Annabel Crabb’s second cookbook, Special Guest: Recipes for the happily imperfect host, is billed as being “for anyone who ever felt like punching a wall before their guests arrive”.
It’s full of dishes that make it easy to appease the masses. And is there anything that does so quite like roast potatoes? Crabb’s version seems simple, but is bound to get your friends talking. Here’s the excerpt from her cookbook.
I will go to my death arguing that potatoes can be a meal in themselves. Ironically, that argument would probably be conducted with the inventor of this dish, my friend Alice Ryan, who would never contemplate serving potatoes without a brontosaurean rib eye.

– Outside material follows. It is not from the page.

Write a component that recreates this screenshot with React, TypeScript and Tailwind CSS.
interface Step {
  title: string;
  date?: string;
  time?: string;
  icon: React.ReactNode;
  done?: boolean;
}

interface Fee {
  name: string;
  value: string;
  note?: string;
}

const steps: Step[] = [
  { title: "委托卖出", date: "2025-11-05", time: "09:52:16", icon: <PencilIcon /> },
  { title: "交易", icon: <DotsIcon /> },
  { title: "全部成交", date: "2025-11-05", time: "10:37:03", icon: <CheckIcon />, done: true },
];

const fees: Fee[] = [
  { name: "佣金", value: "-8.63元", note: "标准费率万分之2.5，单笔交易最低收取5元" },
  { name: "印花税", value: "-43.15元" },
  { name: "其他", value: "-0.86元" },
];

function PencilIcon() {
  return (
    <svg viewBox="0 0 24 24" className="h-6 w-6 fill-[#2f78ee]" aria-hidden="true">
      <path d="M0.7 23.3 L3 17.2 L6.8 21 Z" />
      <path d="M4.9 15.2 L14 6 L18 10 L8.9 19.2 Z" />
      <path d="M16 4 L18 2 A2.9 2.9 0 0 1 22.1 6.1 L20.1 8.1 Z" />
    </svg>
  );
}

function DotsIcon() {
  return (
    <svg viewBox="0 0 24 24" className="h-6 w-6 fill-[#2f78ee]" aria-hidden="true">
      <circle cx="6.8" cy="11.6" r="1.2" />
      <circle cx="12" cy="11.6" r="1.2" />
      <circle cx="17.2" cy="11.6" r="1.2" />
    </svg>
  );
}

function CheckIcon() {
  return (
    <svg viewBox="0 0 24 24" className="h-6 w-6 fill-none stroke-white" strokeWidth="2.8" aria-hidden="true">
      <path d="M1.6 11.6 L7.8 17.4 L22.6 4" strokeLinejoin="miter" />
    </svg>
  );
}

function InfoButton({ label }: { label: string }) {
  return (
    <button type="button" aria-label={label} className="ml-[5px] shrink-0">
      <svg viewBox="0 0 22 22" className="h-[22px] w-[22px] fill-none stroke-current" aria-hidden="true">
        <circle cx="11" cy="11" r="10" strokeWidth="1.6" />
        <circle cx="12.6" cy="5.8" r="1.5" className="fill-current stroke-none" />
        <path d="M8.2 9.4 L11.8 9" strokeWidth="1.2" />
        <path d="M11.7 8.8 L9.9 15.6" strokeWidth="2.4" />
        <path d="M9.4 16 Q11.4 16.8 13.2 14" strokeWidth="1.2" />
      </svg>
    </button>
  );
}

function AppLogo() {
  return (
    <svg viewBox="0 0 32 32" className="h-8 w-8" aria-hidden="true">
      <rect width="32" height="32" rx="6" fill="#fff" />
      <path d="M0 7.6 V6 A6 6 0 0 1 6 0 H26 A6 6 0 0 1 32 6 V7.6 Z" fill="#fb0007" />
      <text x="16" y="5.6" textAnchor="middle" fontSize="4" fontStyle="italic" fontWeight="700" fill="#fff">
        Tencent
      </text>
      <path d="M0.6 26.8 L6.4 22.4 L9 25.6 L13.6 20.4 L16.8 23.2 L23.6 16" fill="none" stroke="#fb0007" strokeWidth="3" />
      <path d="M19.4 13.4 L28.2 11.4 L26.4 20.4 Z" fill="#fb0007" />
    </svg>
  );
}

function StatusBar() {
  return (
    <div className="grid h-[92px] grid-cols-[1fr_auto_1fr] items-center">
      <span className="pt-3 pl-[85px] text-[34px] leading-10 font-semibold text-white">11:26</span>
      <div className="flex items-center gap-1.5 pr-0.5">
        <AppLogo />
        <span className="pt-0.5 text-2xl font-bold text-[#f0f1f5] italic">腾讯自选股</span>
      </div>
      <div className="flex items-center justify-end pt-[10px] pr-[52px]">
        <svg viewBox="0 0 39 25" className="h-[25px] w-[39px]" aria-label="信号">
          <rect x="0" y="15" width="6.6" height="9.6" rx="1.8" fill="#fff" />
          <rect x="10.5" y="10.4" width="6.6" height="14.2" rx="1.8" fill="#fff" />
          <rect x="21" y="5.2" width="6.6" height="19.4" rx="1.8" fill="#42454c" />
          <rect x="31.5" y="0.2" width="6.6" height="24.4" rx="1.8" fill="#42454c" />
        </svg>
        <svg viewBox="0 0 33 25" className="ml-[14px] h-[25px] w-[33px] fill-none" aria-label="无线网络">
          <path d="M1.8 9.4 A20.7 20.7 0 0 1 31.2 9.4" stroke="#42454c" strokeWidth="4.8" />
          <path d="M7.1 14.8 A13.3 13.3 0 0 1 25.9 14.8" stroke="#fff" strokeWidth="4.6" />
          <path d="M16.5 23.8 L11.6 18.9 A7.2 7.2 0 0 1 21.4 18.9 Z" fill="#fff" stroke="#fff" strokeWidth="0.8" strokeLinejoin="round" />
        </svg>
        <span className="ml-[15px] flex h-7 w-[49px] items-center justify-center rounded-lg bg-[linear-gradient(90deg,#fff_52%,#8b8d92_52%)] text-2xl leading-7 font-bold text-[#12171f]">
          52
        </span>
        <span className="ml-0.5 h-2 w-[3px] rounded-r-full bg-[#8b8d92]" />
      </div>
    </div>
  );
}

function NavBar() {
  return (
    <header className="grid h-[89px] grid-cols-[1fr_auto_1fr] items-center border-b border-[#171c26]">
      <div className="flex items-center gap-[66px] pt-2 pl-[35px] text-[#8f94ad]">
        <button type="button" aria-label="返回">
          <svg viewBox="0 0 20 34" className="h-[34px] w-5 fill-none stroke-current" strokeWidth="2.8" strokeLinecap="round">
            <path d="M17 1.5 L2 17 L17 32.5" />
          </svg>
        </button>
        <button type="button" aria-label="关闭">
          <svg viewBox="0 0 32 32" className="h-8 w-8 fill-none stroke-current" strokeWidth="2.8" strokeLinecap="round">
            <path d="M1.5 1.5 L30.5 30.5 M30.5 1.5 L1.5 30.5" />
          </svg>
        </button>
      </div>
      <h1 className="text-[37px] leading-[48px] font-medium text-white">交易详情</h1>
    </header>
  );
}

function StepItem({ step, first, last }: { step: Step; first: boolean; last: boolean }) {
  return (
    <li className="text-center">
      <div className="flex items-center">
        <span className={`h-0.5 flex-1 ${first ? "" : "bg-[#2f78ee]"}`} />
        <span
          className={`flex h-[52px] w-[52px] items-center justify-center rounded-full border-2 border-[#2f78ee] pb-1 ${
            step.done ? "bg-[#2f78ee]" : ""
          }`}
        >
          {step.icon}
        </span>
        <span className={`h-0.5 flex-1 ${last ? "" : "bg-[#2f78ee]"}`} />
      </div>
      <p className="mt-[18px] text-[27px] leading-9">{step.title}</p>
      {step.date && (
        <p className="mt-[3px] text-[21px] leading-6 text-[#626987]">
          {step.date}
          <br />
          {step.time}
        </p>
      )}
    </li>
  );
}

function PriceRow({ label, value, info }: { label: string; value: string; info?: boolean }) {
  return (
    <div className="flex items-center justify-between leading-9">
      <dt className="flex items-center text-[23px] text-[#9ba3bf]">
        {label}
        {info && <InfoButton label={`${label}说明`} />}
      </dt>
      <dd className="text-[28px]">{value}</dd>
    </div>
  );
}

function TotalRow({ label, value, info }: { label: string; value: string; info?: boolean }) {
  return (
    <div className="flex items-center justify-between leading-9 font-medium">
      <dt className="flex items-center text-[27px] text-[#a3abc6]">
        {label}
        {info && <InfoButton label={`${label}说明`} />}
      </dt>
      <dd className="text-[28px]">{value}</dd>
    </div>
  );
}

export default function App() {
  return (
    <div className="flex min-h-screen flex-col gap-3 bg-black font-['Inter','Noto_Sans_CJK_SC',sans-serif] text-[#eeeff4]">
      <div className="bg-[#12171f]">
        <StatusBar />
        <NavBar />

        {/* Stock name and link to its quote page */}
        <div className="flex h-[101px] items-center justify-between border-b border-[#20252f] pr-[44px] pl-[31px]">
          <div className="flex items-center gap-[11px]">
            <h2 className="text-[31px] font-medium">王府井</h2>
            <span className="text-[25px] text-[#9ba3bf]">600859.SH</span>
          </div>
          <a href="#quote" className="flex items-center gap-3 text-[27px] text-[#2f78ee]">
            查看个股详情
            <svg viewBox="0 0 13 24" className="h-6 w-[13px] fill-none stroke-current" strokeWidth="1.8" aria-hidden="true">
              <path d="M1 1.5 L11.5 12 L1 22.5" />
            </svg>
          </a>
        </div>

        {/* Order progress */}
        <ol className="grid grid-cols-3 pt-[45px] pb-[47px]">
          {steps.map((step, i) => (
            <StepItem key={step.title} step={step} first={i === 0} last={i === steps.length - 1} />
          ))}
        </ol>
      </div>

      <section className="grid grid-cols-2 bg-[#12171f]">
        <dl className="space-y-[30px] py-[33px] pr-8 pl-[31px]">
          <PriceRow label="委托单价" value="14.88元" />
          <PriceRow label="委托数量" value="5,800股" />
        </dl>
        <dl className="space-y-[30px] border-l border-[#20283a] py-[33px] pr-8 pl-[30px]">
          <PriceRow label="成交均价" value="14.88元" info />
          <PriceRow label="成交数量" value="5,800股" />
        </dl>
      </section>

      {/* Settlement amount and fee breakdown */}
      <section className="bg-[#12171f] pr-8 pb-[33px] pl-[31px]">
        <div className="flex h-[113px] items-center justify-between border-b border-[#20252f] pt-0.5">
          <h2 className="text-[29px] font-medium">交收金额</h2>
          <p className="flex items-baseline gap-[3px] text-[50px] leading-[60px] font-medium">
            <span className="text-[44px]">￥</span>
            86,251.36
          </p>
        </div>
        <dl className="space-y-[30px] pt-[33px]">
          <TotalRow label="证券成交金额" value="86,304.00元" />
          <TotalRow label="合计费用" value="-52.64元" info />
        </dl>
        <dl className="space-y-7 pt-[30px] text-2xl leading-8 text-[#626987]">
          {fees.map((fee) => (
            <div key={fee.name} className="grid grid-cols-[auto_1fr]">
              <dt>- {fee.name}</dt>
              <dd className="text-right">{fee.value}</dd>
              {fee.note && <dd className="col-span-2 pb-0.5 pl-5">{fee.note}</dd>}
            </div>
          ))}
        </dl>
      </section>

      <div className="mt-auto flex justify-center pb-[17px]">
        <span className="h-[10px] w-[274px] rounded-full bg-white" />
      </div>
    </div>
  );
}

When it comes to roast potatoes, these really opened my eyes. They’re called “glass potatoes” because the bottoms are a translucent, crackling, toffee-coloured brittle delight. Alice cooked them at a dinner party at her place in Melbourne; the following day, a surreptitious text message from another guest (“Did Alice say they were kestrel potatoes?”) confirmed that, just like me, he was immediately trying them out himself. They were that good. If you can’t find the kestrel variety – though really, try your best – substitute plain white washed potatoes; do not use a waxy kind.

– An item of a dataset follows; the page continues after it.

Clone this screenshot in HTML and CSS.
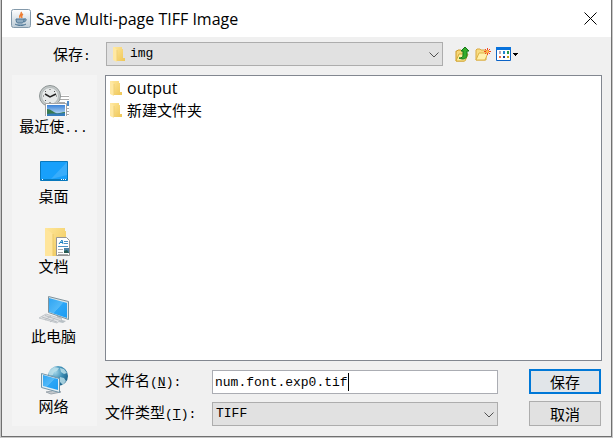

“What’s the catch?” I hear you ask. Well: oil. And salt. If you’re planning to skimp on either, then just don’t bother. While we’re being frank, I disclose that I will likely sprinkle even more salt on my potatoes later, but that is because I am a salt monster who was quite possibly an antelope in a previous life.

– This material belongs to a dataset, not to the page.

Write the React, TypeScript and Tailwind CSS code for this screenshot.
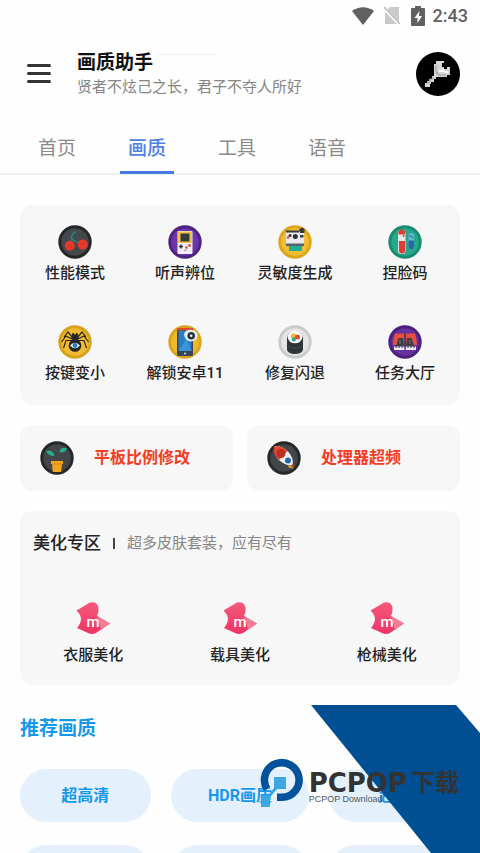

2kg large potatoes (ideally kestrel), skin on
250ml olive oil
1 tablespoon salt flakes
Preheat your oven to 220°C (200°C fan) and dig out a suitable roasting tin. The heavy cast-iron type is ideal, but use what you have; no ceramics, though, please. My 40cm x 28cm tin fits 2kg of potatoes nicely.
Put the potatoes, whole, into a large saucepan and cover with water. Bring to the boil and cook for about 30 minutes, or until the potatoes are soft and a knife goes to the heart with ease. The skins will have split a little. Drain and tip into your unoiled roasting tin.
Okay. With a big spoon, press down on each potato to crush it slightly. What you’re looking for is a big dent in the top of each spud, which will obligingly split a bit. Now pour over your scandalous, Exxon Valdez quantity of oil, sprinkle with the salt flakes and put the whole thing into the oven. After 10 minutes, turn the oven down to 200°C (180°C fan), and let the potatoes go for another hour. Don’t poke or baste or shake or otherwise interfere with them.
The ancillary beauty of these spuds is that they are very laid-back. If an hour goes by and you suddenly remember that you need to make a salad and you haven’t yet, or you were going to cook some steaks and were so busy chatting that you plain forgot, just turn the oven temperature down to 180°C (160°C fan) and the potatoes will coast along for another half an hour while you catch up.
To serve, just bring the roasting tin to the table.